- Screenshot of Allan Ashworth and Adam Lewis looking for fossils in the McMurdo Dry Valleys
- Directed by: Anne Aghion
- Written by: Anne Aghion
- Produced by: Anne Aghion
- Starring: Allan Ashworth Adam Lewis
- Edited by: Nadia Ben Rachid
- Distributed by: Dry Valleys Productions
- Release date: 2008;
- Running time: 77 minutes
- Country: Antarctica
- Language: English

= Ice People =

2008 film about Antarctic research

Ice People is a documentary film directed by Anne Aghion about the research of Allan Ashworth and Adam Lewis in Antarctica. Produced by Dry Valleys Productions, this 2008 film portrays the scientists discovering fossils from 13.9 million years ago. The film premiered at the San Francisco International Film Festival in April 2008 and was screened at the Jerusalem Film Festival in July 2008. This film aired on Sundance Channel in 2009.

==Synopsis==

Ice People brings Anne Aghion and her crew to Antarctica where they spent four months following the lives of North Dakota State University geologist professors Allan Ashworth and Adam Lewis, as well as the McMurdo Station staff over four months.

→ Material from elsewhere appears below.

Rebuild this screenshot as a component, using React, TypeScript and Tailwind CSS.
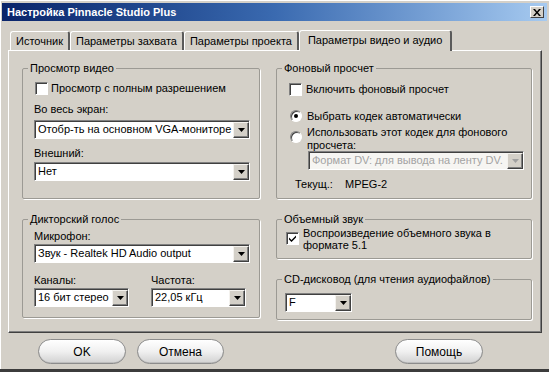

The film crew then followed the professors and two undergraduate students into the field where they camped out and shot in conditions of extreme cold and winds that ranged from -50 °C/-60 °F to 0 °C/32 °F. The film shows the scientific team scouring ancient emptied lakebeds in the hope of finding evidence of plants and insects that would prove that the world's coldest continent was once warm and verdant roughly 14 to 20 million years ago.